The 1980s were a golden age for horror films in the United States and worldwide. Classics such as the Nightmare on Elm Street series and Friday the 13th got their start in this decade, alongside the likes of Pac Man and Donkey Kong. So, you might have asked yourself, did film’s horror fad ever fade over into the nascent video games industry? On multiple occasions, but today we are going to talk about one game in particular – Ghosts ‘N Goblins. Like Castlevania from Konami, Ghosts ‘N Goblins from Capcom was a smorgasbord of classic horror. Its stages were filled to the brim with mummies, skeletons, werewolves, and more.
Boasting some of the most difficult gameplay around on each and every system for which it was released, Ghosts ‘N Goblins holds a fond place in the hearts of many gamers not only for its difficult and horror aesthetic but also for its innovation and charm. Released during a time when large, detailed sprites were relatively unheard of in arcade games, Ghosts ‘N Goblins was, in many ways, a harbinger of the more modern video games that would become the hallmark of the Nintendo Entertainment System, released in North America the same year as Ghosts ‘N Goblins’ Japan release and the system that is credited with single handedly saving the games console market in that region.

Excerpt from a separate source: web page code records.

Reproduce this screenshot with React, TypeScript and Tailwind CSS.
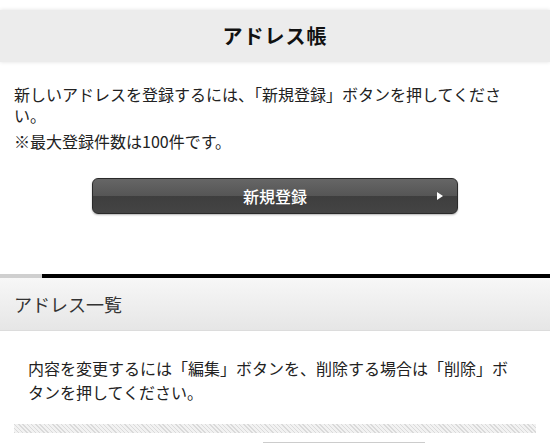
export default function App() {
  const font = { fontFamily: '"Noto Sans CJK JP", "Noto Sans", sans-serif' };

  return (
    <div className="w-[550px] h-[444px] overflow-hidden bg-white text-[#222]" style={font}>
      {/* page title */}
      <div className="pt-[10px]">
        <div className="h-[52px] bg-[#ececec] shadow-[0_0_4px_rgba(0,0,0,0.12)] flex items-center justify-center">
          <h1 className="text-[20px] font-bold text-[#111] tracking-[1px]">アドレス帳</h1>
        </div>
      </div>

      <div className="pl-[14px] pr-[40px] pt-[22px] text-[16px] leading-[21px] text-[#222]">
        <p>新しいアドレスを登録するには、「新規登録」ボタンを押してください。</p>
        <p className="mt-[5px]">※最大登録件数は100件です。</p>
      </div>

      <div className="px-[92px] pt-[26px]">
        <button className="relative w-full h-[36px] rounded-[6px] border border-[#2a2a2a] bg-[linear-gradient(#666_0%,#555_50%,#3e3e3e_51%,#444_100%)] shadow-[0_1px_2px_rgba(0,0,0,0.3)] flex items-center justify-center">
          <span className="text-white text-[16px] font-medium">新規登録</span>
          <span className="absolute right-[14px] top-1/2 -translate-y-1/2 w-0 h-0 border-y-[4px] border-y-transparent border-l-[6px] border-l-white" />
        </button>
      </div>

      {/* address list */}
      <div className="mt-[60px] flex h-[4px]">
        <div className="w-[42px] bg-[#cfcfcf]" />
        <div className="flex-1 bg-black" />
      </div>
      <div className="h-[53px] bg-[linear-gradient(#f7f7f7,#e6e6e6)] border-b border-[#dcdcdc] flex items-center pl-[14px]">
        <h2 className="text-[18px] text-[#333]">アドレス一覧</h2>
      </div>

      <div className="pl-[28px] pr-[30px] pt-[25px] text-[16px] leading-[24px] text-[#222]">
        <p>内容を変更するには「編集」ボタンを、削除する場合は「削除」ボタンを押してください。</p>
      </div>

      <div className="mx-[14px] mt-[20px] h-[9px] bg-[repeating-linear-gradient(45deg,#dadada_0px,#dadada_1px,#f2f2f2_1px,#f2f2f2_3px)]" />

      <div className="ml-[263px] mt-[9px] w-[162px] h-[20px] border-t border-[#ccc]" />
    </div>
  );
}
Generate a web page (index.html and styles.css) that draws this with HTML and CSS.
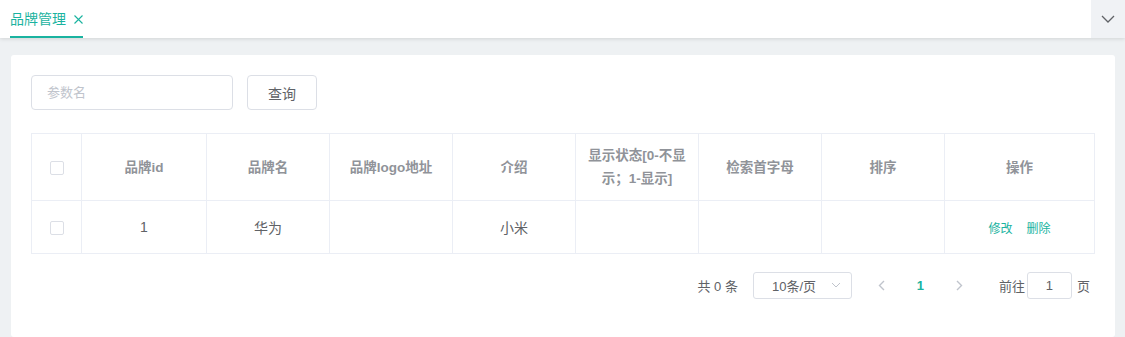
FILE: index.html
```html
<!DOCTYPE html>
<html lang="zh">
<head>
    <meta charset="UTF-8">
    <title>品牌管理</title>
    <link rel="stylesheet" href="styles.css">
</head>
<body>
    <div class="tabs-bar">
        <div class="tabs">
            <div class="tab active">品牌管理<svg class="tab-close" width="9" height="9" viewBox="0 0 9 9"><path d="M0.5 0.5 L8.5 8.5 M8.5 0.5 L0.5 8.5" fill="none" stroke="#1ab3a0" stroke-width="1.1"/></svg></div>
        </div>
        <div class="tabs-more">
            <svg width="14" height="8" viewBox="0 0 14 8"><path d="M1 1 L7 7 L13 1" fill="none" stroke="#606266" stroke-width="1.3"/></svg>
        </div>
    </div>

    <div class="card">
        <div class="search-form">
            <input type="text" class="search-input" placeholder="参数名">
            <button class="btn">查询</button>
        </div>

        <table class="data-table">
            <colgroup>
                <col style="width:50px">
                <col style="width:125px">
                <col style="width:123px">
                <col style="width:123px">
                <col style="width:123px">
                <col style="width:123px">
                <col style="width:123px">
                <col style="width:123px">
                <col>
            </colgroup>
            <thead>
                <tr>
                    <th><span class="checkbox"></span></th>
                    <th>品牌id</th>
                    <th>品牌名</th>
                    <th>品牌logo地址</th>
                    <th>介绍</th>
                    <th>显示状态[0-不显示；1-显示]</th>
                    <th>检索首字母</th>
                    <th>排序</th>
                    <th>操作</th>
                </tr>
            </thead>
            <tbody>
                <tr>
                    <td><span class="checkbox"></span></td>
                    <td>1</td>
                    <td>华为</td>
                    <td></td>
                    <td>小米</td>
                    <td></td>
                    <td></td>
                    <td></td>
                    <td><a class="link">修改</a><a class="link">删除</a></td>
                </tr>
            </tbody>
        </table>

        <div class="pagination">
            <span class="total">共 0 条</span>
            <div class="sizes">
                <span>10条/页</span>
                <svg width="10" height="6" viewBox="0 0 10 6"><path d="M1 1 L5 5 L9 1" fill="none" stroke="#c0c4cc" stroke-width="1"/></svg>
            </div>
            <span class="pager-btn">
                <svg width="7" height="11" viewBox="0 0 7 11"><path d="M6 1 L1.5 5.5 L6 10" fill="none" stroke="#c0c4cc" stroke-width="1.4"/></svg>
            </span>
            <span class="pager-num">1</span>
            <span class="pager-btn">
                <svg width="7" height="11" viewBox="0 0 7 11"><path d="M1 1 L5.5 5.5 L1 10" fill="none" stroke="#c0c4cc" stroke-width="1.4"/></svg>
            </span>
            <span class="jump">前往</span>
            <input type="text" class="jump-input" value="1">
            <span class="jump-unit">页</span>
        </div>
    </div>
</body>
</html>
```

FILE: styles.css
```css
body {
    margin: 0;
    background-color: #eef1f3;
    font-family: "Liberation Sans", "Noto Sans CJK SC", sans-serif;
    color: #606266;
    height: 337px;
    overflow: hidden;
}
.tabs-bar {
    display: flex;
    height: 38px;
    background: white;
    box-shadow: 0 1px 4px rgba(0, 0, 0, 0.12);
    position: relative;
}
.tabs {
    flex: 1;
    padding-left: 10px;
}
.tab {
    display: inline-block;
    height: 36px;
    line-height: 38px;
    font-size: 14px;
    color: #1ab3a0;
    border-bottom: 2px solid #1ab3a0;
}
.tab-close {
    margin-left: 8px;
    vertical-align: 0;
}
.tabs-more {
    width: 34px;
    background: #f0f2f5;
    display: flex;
    justify-content: center;
    align-items: center;
}
.card {
    background: white;
    margin: 17px 10px 0 11px;
    padding: 20px;
    height: 282px;
    box-sizing: border-box;
    border-radius: 3px;
}
.search-form {
    display: flex;
    gap: 14px;
    margin-bottom: 23px;
}
.search-input {
    width: 202px;
    height: 35px;
    box-sizing: border-box;
    border: 1px solid #dcdfe6;
    border-radius: 4px;
    padding: 0 15px;
    font-size: 13px;
    font-family: inherit;
    outline: none;
}
.search-input::placeholder {
    color: #c0c4cc;
}
.btn {
    width: 70px;
    height: 35px;
    background: white;
    border: 1px solid #dcdfe6;
    border-radius: 4px;
    font-size: 14px;
    font-family: inherit;
    color: #606266;
}
.data-table {
    width: 1064px;
    border-collapse: collapse;
    table-layout: fixed;
    font-size: 14px;
}
.data-table th, .data-table td {
    border: 1px solid #ebeef5;
    text-align: center;
    padding: 0 10px;
}
.data-table th {
    height: 66px;
    color: #909399;
    font-weight: bold;
    font-size: 13.5px;
    line-height: 23px;
}
.data-table td {
    height: 52px;
}
.checkbox {
    display: inline-block;
    width: 12px;
    height: 12px;
    border: 1px solid #dcdfe6;
    border-radius: 2px;
    vertical-align: middle;
}
.link {
    color: #1ab3a0;
    font-size: 12px;
    margin: 0 7px;
}
.pagination {
    display: flex;
    justify-content: flex-end;
    align-items: center;
    margin-top: 17px;
    padding-right: 5px;
    font-size: 13px;
    height: 28px;
}
.total {
    margin-right: 15px;
}
.sizes {
    width: 99px;
    height: 27px;
    box-sizing: border-box;
    border: 1px solid #dcdfe6;
    border-radius: 3px;
    display: flex;
    align-items: center;
    justify-content: space-between;
    padding: 0 10px 0 18px;
    margin-right: 10px;
}
.pager-btn, .pager-num {
    width: 39px;
    height: 28px;
    display: flex;
    align-items: center;
    justify-content: center;
}
.pager-num {
    color: #1ab3a0;
    font-weight: bold;
}
.jump {
    margin-left: 20px;
    margin-right: 2px;
}
.jump-input {
    width: 45px;
    height: 27px;
    box-sizing: border-box;
    border: 1px solid #dcdfe6;
    border-radius: 3px;
    text-align: center;
    font-family: inherit;
    font-size: 13px;
    color: #606266;
}
.jump-unit {
    margin-left: 5px;
}
```
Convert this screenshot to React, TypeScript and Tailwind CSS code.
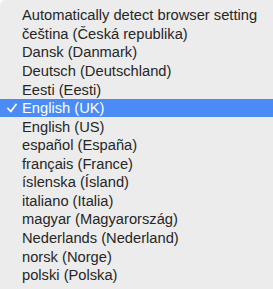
const languages = [
  "Automatically detect browser setting",
  "čeština (Česká republika)",
  "Dansk (Danmark)",
  "Deutsch (Deutschland)",
  "Eesti (Eesti)",
  "English (UK)",
  "English (US)",
  "español (España)",
  "français (France)",
  "íslenska (Ísland)",
  "italiano (Italia)",
  "magyar (Magyarország)",
  "Nederlands (Nederland)",
  "norsk (Norge)",
  "polski (Polska)",
]

export default function App() {
  const selected = "English (UK)"
  return (
    <div className="w-[273px] h-[289px] overflow-hidden bg-[#ececec] rounded-tl-[5px] pt-[6px] font-['Liberation_Sans',Arial,sans-serif] text-[14.7px] text-[#262626]">
      {languages.map((lang) => {
        const active = lang === selected
        return (
          <div
            key={lang}
            className={
              active
                ? "flex items-center h-[18.57px] bg-[#4a8bf5] text-white"
                : "flex items-center h-[18.57px]"
            }
          >
            <span className="w-[22px] flex justify-center pl-[2px]">
              {active && (
                <svg width="10" height="10" viewBox="0 0 10 10" fill="none">
                  <path d="M1 5.5 L3.8 8.5 L9 1.5" stroke="white" strokeWidth="1.8" strokeLinecap="round" strokeLinejoin="round" />
                </svg>
              )}
            </span>
            <span className="whitespace-nowrap">{lang}</span>
          </div>
        )
      })}
    </div>
  )
}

Rising concomitant with that system here in the United States, Ghosts ‘N Goblins is the definition of the slang phrase “NES hard” or “8-bit difficult.” You get a range of lives and are killed by two hits – first to remove your armour, then the killing blow. The player character takes damage by running into objects or you can die instantly falling into a pit. This is all pretty standard stuff. Where Ghosts ‘N Goblins becomes challenging and even maddening is when the action ramps up as you scroll along. Ostensibly a game in the vein of Super Mario Bros. in that it features platforming action in a side-scrolling guise, Ghosts ‘N Goblins also adds elements from a scrolling shooter such as R-Type.
If you have played those types of games you know a lot of the difficulty can come from the number of objects on screen at once and this is a trick Ghosts ‘N Goblins uses often and to good effect. Also similar to shoot ‘em ups are the various upgrades Arthur can obtain along the way, all of which imbue him with abilities that are similar in function to the upgrades gained by a ship in a shoot ‘em up game. Some have advantages over others during certain stages, but you’ll pretty much have to learn the game through and through to master it.
And master it you shall because – spoiler alert! – once you defeat the nearly impossible boss the first time you will be told that this first run through was only a practice trial, you need to do it all again, this time at a greater difficulty setting. That’s right – Ghosts ‘N Goblins lets you think you’ve beaten the game only to tell you that you have not actually done so but, in fact, need to play it through again.